About “A Doctor’s Opinion”

What A.A.’s Big Book’s first doctor understood about craving—and what he couldn’t yet imagine.

The chapter at the beginning of the Big Book, “The Doctor’s Opinion,” was written by Dr. William Silkworth, a 1930s neurologist who spent much of his career treating people caught in the grip of “Alcoholism.”

Silkworth treated Bill Wilson at Towns Hospital in New York in late 1934. A few months later, after Bill had a spiritual experience, he asked the doctor to write a medical preface for the book he and a few others were putting together. That book, of course, became Alcoholics Anonymous.

The Doctor’s Opinion originally opened the first edition on page one. Later printings moved it to the front matter, in Roman numerals, but its purpose never changed: to lend medical credibility to what was otherwise a radical and untested spiritual approach.

But it’s worth remembering: Silkworth was writing in 1938. The field of addiction science didn’t exist. Trauma, neuroplasticity, dopamine dysregulation—none of it had names yet. What Silkworth offered was a 1930s-era attempt to understand a baffling pattern: why some people, once they start drinking, can’t stop.


What Silkworth saw clearly

Silkworth described the condition as a “physical allergy” combined with a “mental obsession.” That framing—especially the idea that the body reacts abnormally—was groundbreaking for the time. It reframed the struggle as something physiological, not moral. In that sense, he cracked open a door.

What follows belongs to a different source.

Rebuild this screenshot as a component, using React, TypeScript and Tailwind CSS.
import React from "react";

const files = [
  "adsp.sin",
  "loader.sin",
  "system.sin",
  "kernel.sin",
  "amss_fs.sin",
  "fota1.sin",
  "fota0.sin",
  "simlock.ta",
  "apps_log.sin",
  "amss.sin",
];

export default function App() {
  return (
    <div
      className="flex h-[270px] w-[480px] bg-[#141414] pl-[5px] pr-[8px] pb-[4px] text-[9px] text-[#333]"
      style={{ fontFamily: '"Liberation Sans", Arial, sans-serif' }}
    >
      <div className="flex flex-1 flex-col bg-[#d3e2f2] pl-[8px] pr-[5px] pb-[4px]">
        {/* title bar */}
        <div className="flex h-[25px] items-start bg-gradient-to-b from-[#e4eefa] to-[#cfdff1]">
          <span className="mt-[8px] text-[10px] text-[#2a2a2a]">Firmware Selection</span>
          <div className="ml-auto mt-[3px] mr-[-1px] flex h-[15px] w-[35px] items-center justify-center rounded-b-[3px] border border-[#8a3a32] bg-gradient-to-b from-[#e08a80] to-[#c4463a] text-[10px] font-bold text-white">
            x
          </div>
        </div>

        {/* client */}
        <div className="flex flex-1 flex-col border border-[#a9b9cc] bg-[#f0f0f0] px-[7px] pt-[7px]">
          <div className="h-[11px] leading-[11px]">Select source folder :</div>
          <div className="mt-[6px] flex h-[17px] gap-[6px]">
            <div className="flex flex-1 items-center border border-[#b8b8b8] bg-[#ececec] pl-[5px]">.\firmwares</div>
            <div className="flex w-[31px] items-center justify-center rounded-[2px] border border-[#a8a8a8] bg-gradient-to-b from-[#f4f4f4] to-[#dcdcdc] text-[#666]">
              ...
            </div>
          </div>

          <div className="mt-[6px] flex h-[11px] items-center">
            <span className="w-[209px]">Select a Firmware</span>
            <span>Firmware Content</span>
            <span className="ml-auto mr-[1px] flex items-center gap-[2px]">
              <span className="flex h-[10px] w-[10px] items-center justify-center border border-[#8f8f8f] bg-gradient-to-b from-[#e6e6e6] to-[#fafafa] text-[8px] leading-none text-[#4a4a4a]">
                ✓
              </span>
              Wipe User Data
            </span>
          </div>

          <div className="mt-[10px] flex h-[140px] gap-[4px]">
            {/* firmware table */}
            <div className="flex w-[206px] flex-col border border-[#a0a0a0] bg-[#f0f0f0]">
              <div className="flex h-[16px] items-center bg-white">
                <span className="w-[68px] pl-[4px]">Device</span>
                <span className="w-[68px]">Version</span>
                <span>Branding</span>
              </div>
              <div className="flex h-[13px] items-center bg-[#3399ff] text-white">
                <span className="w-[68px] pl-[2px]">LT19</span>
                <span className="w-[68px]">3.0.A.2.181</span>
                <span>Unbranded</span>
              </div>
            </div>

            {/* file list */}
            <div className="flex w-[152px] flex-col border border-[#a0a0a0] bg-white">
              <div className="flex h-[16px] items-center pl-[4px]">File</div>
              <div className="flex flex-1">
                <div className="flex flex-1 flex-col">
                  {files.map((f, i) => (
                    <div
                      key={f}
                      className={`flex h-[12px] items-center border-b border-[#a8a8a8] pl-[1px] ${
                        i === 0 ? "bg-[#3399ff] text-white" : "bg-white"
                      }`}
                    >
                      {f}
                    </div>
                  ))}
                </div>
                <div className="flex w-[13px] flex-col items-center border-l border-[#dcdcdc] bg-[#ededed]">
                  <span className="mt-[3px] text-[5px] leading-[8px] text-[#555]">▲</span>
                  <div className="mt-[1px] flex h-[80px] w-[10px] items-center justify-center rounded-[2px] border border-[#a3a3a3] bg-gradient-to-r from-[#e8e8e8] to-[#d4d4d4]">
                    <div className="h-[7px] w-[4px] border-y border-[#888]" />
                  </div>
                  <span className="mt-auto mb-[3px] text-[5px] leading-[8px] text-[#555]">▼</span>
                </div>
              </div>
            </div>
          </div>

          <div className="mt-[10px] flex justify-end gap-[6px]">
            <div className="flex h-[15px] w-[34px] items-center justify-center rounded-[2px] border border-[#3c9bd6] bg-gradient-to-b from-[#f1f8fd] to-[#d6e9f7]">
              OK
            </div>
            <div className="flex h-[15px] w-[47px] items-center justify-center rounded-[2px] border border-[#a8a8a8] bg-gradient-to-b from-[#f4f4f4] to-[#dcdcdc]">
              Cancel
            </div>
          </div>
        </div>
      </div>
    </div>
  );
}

Modern research backs some of this up. We now know:

Some people’s brains are just more sensitive to alcohol. Once they start drinking, it flips a switch—what feels like control disappears, and craving takes over. That switch gets stronger the more it’s used.

Over time, heavy alcohol use changes how the brain handles impulse control, emotional regulation, and reward. It becomes harder to hit the brakes.

And what Silkworth called a “psychic change”—that total shift in how a person sees themselves and the world—is still central to recovery today. Getting sober isn’t just about stopping drinking. It’s about becoming someone who no longer needs to.


What he missed

And yet, for all that insight, Silkworth’s chapter shows its age:

Calling it an “allergy” implies an immune response. AUD isn’t that. It’s a neurodevelopmental disorder with genetic, environmental, and psychological dimensions.

There’s no mention of trauma. No nod to early abuse, neglect, or chronic stress—even though these are now understood as some of the strongest predictors of addiction.

He doesn’t touch co-occurring conditions like depression or anxiety, and there’s no framework for genetic predisposition. That wasn’t part of medicine’s vocabulary yet.

As a result, the chapter can feel a little… clinical. Like it’s describing a set of symptoms without fully understanding the system they belong to.


Still: a turning point

Bill Schaberg, in Writing the Big Book, points out how careful Silkworth had to be. He didn’t sign his name in the first edition. He was worried—about Towns Hospital’s reputation, about his own. This movement was fringe. Unproven. Maybe even foolish.

And yet he gave it his name. Eventually.

And his words—imperfect as they are—gave people something they hadn’t had before: a way to understand their suffering that didn’t rely on shame. That matters.

I don’t subscribe to the old categories. I don’t see myself as “an alcoholic.” I see myself as someone who developed a specific condition, with specific causes, and found a way to live well in spite of it. But I still have reverence for what the Doctor wrote. He helped us make the turn.


This post is part of a larger project, A Fearless Inventory, where I walk through AA’s Big Book chapter by chapter. Along the way, I try to honor the spirit of the original while also offering critique, context, and a re-framing that speaks to our time. My hope is to open a conversation — not just about how recovery looked in 1938, but how it can be lived today.